The Danish climate law of 2019 is an ambitious set of policies, anchored in a firm legislative commitment. How has it held up to political realities since its adoption? What is the status quo on reaching the envisaged 70 per cent reduction of greenhouse gas emissions by 2030? How has the corona crisis impacted Danish climate and ecological policies? This talk will offer an overview and stock-taking of developments, framed against the background of power relations and political struggles.

Jacob Sørensen, NOAH – Friends of the Earth, researcher and activist, “Baltic Pipe – No thank you” campaign

“Diversity in the climate mobilisation in the Campaign against the Baltic Pipe”

As oil fields are emptied and technology improves it becomes more feasible to exploit fossil gas. Moreover, fossil gas emits less CO2 and particles than coal and transition from coal to gas can help achieving short term national climate and air pollution targets. Therefore, many new fossil gas infrastructure projects are being built all over the world at the moment. The EU’s fourth Projects of Common Interest (PCI) list – eligible for European public funds – contains, for example, 32 new fossil gas infrastructure projects. This has given rise to many local, national and international resistance networks.

In Denmark most resistance has been built up around the construction of the Baltic Pipe, which is planned to transport gas from Norwegian fossil gas fields through Denmark to Poland. The pipe will distribute three times the present Danish consumption of gas, and it will be a major setback in terms of making Poland compliant with the Paris agreement. Many different groups including affected locals, climate activists and politicians from all over the country are actively resisting its construction.

Session 3: The need for systemic alternatives and how to build them?

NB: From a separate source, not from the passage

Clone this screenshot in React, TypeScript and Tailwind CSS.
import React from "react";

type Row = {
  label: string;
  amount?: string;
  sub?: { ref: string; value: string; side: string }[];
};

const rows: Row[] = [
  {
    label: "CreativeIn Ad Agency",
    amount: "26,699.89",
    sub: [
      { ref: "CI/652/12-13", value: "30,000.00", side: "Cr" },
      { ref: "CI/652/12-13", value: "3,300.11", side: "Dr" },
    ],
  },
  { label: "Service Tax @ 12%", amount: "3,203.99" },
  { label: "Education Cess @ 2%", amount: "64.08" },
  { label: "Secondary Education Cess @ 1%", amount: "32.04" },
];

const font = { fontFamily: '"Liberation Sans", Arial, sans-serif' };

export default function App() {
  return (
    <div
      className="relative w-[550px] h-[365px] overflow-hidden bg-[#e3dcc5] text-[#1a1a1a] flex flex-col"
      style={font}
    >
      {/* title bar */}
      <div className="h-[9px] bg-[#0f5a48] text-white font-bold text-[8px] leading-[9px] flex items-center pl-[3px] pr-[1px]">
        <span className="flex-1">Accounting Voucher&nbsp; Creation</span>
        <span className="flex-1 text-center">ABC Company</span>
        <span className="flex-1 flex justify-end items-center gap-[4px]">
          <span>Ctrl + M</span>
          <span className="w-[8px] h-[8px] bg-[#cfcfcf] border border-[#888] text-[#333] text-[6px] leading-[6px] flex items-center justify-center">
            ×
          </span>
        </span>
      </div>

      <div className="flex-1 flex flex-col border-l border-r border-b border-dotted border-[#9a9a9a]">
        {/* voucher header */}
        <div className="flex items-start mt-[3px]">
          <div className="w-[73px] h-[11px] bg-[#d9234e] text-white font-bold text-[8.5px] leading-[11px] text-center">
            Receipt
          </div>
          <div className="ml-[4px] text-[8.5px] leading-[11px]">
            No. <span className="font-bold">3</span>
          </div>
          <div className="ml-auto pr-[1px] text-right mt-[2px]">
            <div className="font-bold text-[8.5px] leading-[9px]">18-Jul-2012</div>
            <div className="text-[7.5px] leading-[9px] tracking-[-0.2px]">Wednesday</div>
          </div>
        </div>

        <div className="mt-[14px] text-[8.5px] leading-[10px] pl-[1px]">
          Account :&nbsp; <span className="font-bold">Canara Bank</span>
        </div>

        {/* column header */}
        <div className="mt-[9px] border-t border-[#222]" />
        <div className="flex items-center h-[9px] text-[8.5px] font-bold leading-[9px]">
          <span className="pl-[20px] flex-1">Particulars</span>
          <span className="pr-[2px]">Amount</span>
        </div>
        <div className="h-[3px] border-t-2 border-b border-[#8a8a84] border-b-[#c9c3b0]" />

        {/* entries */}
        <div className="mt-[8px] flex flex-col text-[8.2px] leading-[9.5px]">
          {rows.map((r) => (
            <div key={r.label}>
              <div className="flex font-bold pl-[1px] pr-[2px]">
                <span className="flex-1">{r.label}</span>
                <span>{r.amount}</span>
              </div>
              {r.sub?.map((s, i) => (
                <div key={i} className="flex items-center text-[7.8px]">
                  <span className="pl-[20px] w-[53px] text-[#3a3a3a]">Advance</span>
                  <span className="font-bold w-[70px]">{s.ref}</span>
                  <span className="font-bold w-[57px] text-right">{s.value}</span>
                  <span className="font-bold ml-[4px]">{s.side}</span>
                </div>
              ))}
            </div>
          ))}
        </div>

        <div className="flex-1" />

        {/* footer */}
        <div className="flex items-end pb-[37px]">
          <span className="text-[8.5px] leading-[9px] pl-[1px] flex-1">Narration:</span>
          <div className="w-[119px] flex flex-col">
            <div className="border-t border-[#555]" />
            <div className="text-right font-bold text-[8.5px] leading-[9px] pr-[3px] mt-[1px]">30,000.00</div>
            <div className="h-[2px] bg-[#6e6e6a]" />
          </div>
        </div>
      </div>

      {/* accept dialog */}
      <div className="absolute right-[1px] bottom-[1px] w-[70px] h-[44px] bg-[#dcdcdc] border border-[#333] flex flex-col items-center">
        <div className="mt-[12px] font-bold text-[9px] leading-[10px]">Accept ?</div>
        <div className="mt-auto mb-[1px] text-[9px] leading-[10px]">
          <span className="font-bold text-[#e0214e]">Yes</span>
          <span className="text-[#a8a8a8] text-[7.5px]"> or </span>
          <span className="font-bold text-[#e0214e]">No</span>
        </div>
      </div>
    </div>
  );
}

Lotta Hedström, Miljöpartiet/Green Party, former spokesperson, Sweden

“Women and the climate crisis. Developing eco-feminism as a way to system change”

Partly conceptual, partly illustrated with historical and current concrete examples this session examines both eco-feminism and petro-masculininty as root causes to the climate crisis. Ecofeminism also offers an approach that eventually can alleviate the impact of our day-to-day practices, which subversively counteract the large-scale, established, ongoing climate deterioration.

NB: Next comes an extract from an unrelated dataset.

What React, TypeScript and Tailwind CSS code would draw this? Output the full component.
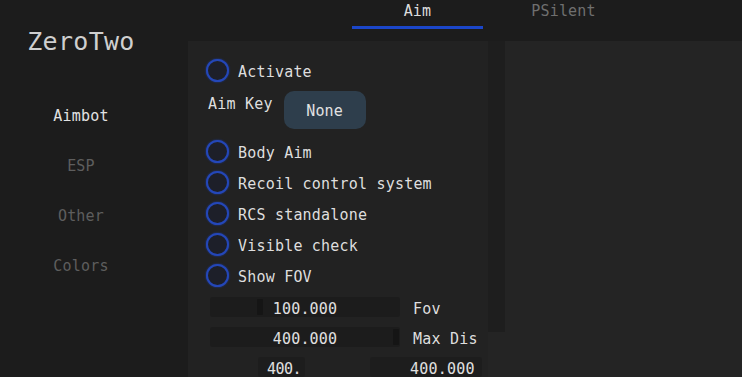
import { useState } from "react";

type SliderProps = {
  value: string;
  label?: string;
  grab: number;
};

function Check({ label }: { label: string }) {
  const [on, setOn] = useState(false);
  return (
    <div
      className="flex items-center h-[23px] cursor-pointer"
      onClick={() => setOn(!on)}
    >
      <div
        className={
          "w-[23px] h-[23px] rounded-full border-2 border-[#2447b8] shadow-[0_0_2px_#1f3fa8] " +
          (on ? "bg-[#2447b8]" : "bg-[#1d1f29]")
        }
      />
      <span className="ml-[9px] translate-y-[1px] text-[#dedede]">{label}</span>
    </div>
  );
}

function Slider({ value, label, grab }: SliderProps) {
  return (
    <div className="flex items-center h-[20px] ml-[4px]">
      <div className="relative w-[190px] h-[20px] bg-[#1c1c1c] rounded-[3px] flex items-center justify-center">
        <div
          className="absolute top-[2px] w-[6px] h-[16px] bg-[#151515] rounded-[1px]"
          style={{ left: grab }}
        />
        <span className="relative translate-y-[2px] text-[#e0e0e0]">{value}</span>
      </div>
      {label && (
        <span className="ml-[13px] translate-y-[2px] text-[#dedede]">{label}</span>
      )}
    </div>
  );
}

export default function App() {
  const checks = [
    "Body Aim",
    "Recoil control system",
    "RCS standalone",
    "Visible check",
    "Show FOV",
  ];
  const menu = ["Aimbot", "ESP", "Other", "Colors"];

  return (
    <div className="w-[742px] h-[377px] bg-[#1c1c1c] flex overflow-hidden font-['DejaVu_Sans_Mono',monospace] text-[15px] leading-[20px] tracking-[0.2px]">
      <div className="w-[188px] shrink-0">
        <div className="w-[162px] flex flex-col items-center">
          <div className="mt-[27px] h-[30px] leading-[30px] text-[25px] tracking-[0.3px] text-[#cfcfcf]">
            ZeroTwo
          </div>
          <div className="mt-[49px] flex flex-col items-center gap-[30px]">
            {menu.map((m, i) => (
              <div
                key={m}
                className={
                  "h-[20px] " + (i === 0 ? "text-[#e2e2e2]" : "text-[#5e5e5e]")
                }
              >
                {m}
              </div>
            ))}
          </div>
        </div>
      </div>

      <div className="flex-1 flex flex-col">
        <div className="h-[42px] flex pl-[164px]">
          <div className="w-[131px] flex flex-col items-center">
            <div className="h-[20px] mt-[1px] text-[#dcdcdc]">Aim</div>
            <div className="mt-[5px] w-full h-[3px] bg-[#1b46c9]" />
          </div>
          <div className="w-[131px] ml-[15px] flex flex-col items-center">
            <div className="h-[20px] mt-[1px] text-[#6f6f6f]">PSilent</div>
          </div>
        </div>

        <div className="flex flex-1">
          <div className="w-[300px] bg-[#222222] pl-[18px] pt-[18px] flex flex-col overflow-hidden">
            <Check label="Activate" />
            <div className="mt-[9px] h-[38px] flex items-start">
              <span className="ml-[2px] mt-[3px] text-[#dedede]">Aim Key</span>
              <button className="ml-[11px] w-[82px] h-[38px] rounded-[10px] bg-[#2e3e4c] text-[#e2e2e2] text-[15px] pt-[2px]">
                None
              </button>
            </div>
            <div className="mt-[11px] flex flex-col gap-[8px]">
              {checks.map((c) => (
                <Check key={c} label={c} />
              ))}
            </div>
            <div className="mt-[10px] flex flex-col gap-[10px]">
              <Slider value="100.000" label="Fov" grab={47} />
              <Slider value="400.000" label="Max Dis" grab={183} />
              <div className="flex h-[20px]">
                <div className="ml-[52px] w-[47px] h-[20px] bg-[#1d1d1d] rounded-[3px] flex items-center">
                  <span className="ml-[9px] translate-y-[2px] tracking-[-0.5px] text-[#e0e0e0]">400.</span>
                </div>
                <div className="ml-[65px] w-[112px] h-[20px] bg-[#1d1d1d] rounded-[3px] flex items-center">
                  <span className="ml-[40px] translate-y-[2px] text-[#e0e0e0]">400.000</span>
                </div>
              </div>
            </div>
          </div>
          <div className="w-[17px] flex flex-col">
            <div className="h-[291px] bg-[#1e1e1e]" />
            <div className="flex-1 bg-[#242424]" />
          </div>
          <div className="flex-1 bg-[#242424]" />
        </div>
      </div>
    </div>
  );
}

Jean-Claude Simon, transform!europe, La France Insoumise, France

“Priorities to move the transition in Europe forward”

Eco-socialism and Energy transition? The ecological crisis against the backdrop of the systemic obstacles of Capitalism. Energy transition as a societal change project.

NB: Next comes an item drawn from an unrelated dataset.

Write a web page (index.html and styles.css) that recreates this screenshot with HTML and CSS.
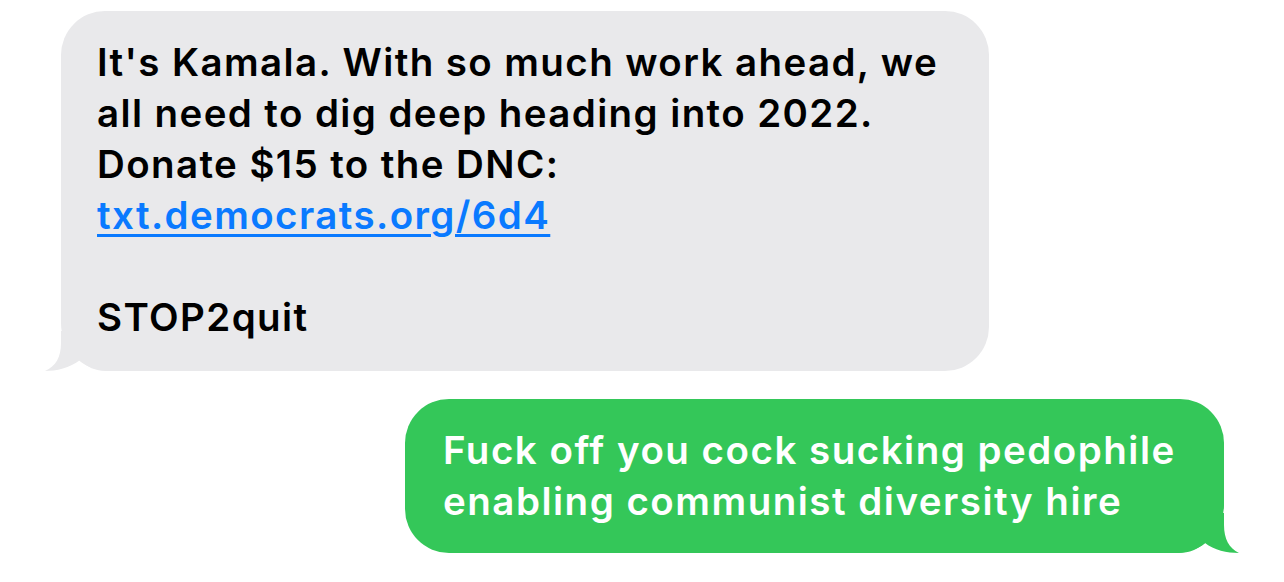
FILE: index.html
```html
<!DOCTYPE html>
<html>
<head>
<meta charset="utf-8">
<link rel="stylesheet" href="styles.css">
</head>
<body>
<div class="thread">
  <div class="bubble in">
    <p class="msg">It's Kamala. With so much work ahead, we<br>all need to dig deep heading into 2022.<br>Donate $15 to the DNC:<br><a class="link" href="#">txt.democrats.org/6d4</a><br><br>STOP2quit</p>
    <svg class="tail tail-in" width="70" height="40" viewBox="0 0 70 40"><path d="M17,0 L17,12 C17,26 12,35 1,40 C12,40 26,37 36,29 C43,36 51,40 63,40 L70,40 L70,0 Z"/></svg>
  </div>
  <div class="bubble out">
    <p class="msg">Fuck off you cock sucking pedophile<br>enabling communist diversity hire</p>
    <svg class="tail tail-out" width="70" height="40" viewBox="0 0 70 40"><path d="M54,0 L54,12 C54,26 59,35 69,40 C57,40 44,37 35,30 C28,36 20,40 8,40 L0,40 L0,0 Z"/></svg>
  </div>
</div>
</body>
</html>
```

FILE: styles.css
```css
html, body {
  margin: 0;
  padding: 0;
  background: #ffffff;
}
.thread {
  display: flex;
  flex-direction: column;
  gap: 28px;
  padding-top: 11px;
}
.bubble {
  position: relative;
  box-sizing: border-box;
  border-radius: 44px;
}
.in {
  align-self: flex-start;
  margin-left: 61px;
  width: 928px;
  height: 360px;
  background: #e9e9eb;
  color: #000;
  padding: 26px 20px 0 36px;
  border-bottom-left-radius: 48px;
}
.out {
  align-self: flex-end;
  margin-right: 60px;
  width: 819px;
  height: 154px;
  background: #34c759;
  color: #fff;
  padding: 26px 20px 0 38px;
  border-bottom-right-radius: 48px;
}
.msg {
  margin: 0;
  font-family: Inter, "Liberation Sans", sans-serif;
  font-weight: 600;
  font-size: 38.5px;
  line-height: 51px;
  letter-spacing: 1.4px;
  white-space: nowrap;
}
.out .msg {
  letter-spacing: 1.5px;
}
.link {
  color: #0a7aff;
  text-decoration: underline;
  text-decoration-thickness: 3px;
  text-underline-offset: 5px;
}
.tail {
  position: absolute;
  bottom: 0;
}
.tail-in {
  left: -17px;
  fill: #e9e9eb;
}
.tail-out {
  right: -16px;
  fill: #34c759;
}
```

“Systemic alternative” is a powerful notion; for us, it means that a radical eco-socialist transition plan is needed in Europe, as in the rest of the world. It also means that some sort of ‘rupture’ is needed in the daily operations of bourgeois society to achieve full decarbonisation, the key requirement to end climate change. This session will focus on a number of measures, to be taken at different levels, which are necessary to enable the transition: economic democracy and worker management, socialised banking, decommodification of nature, cooperation instead of competition, and balanced territorial development.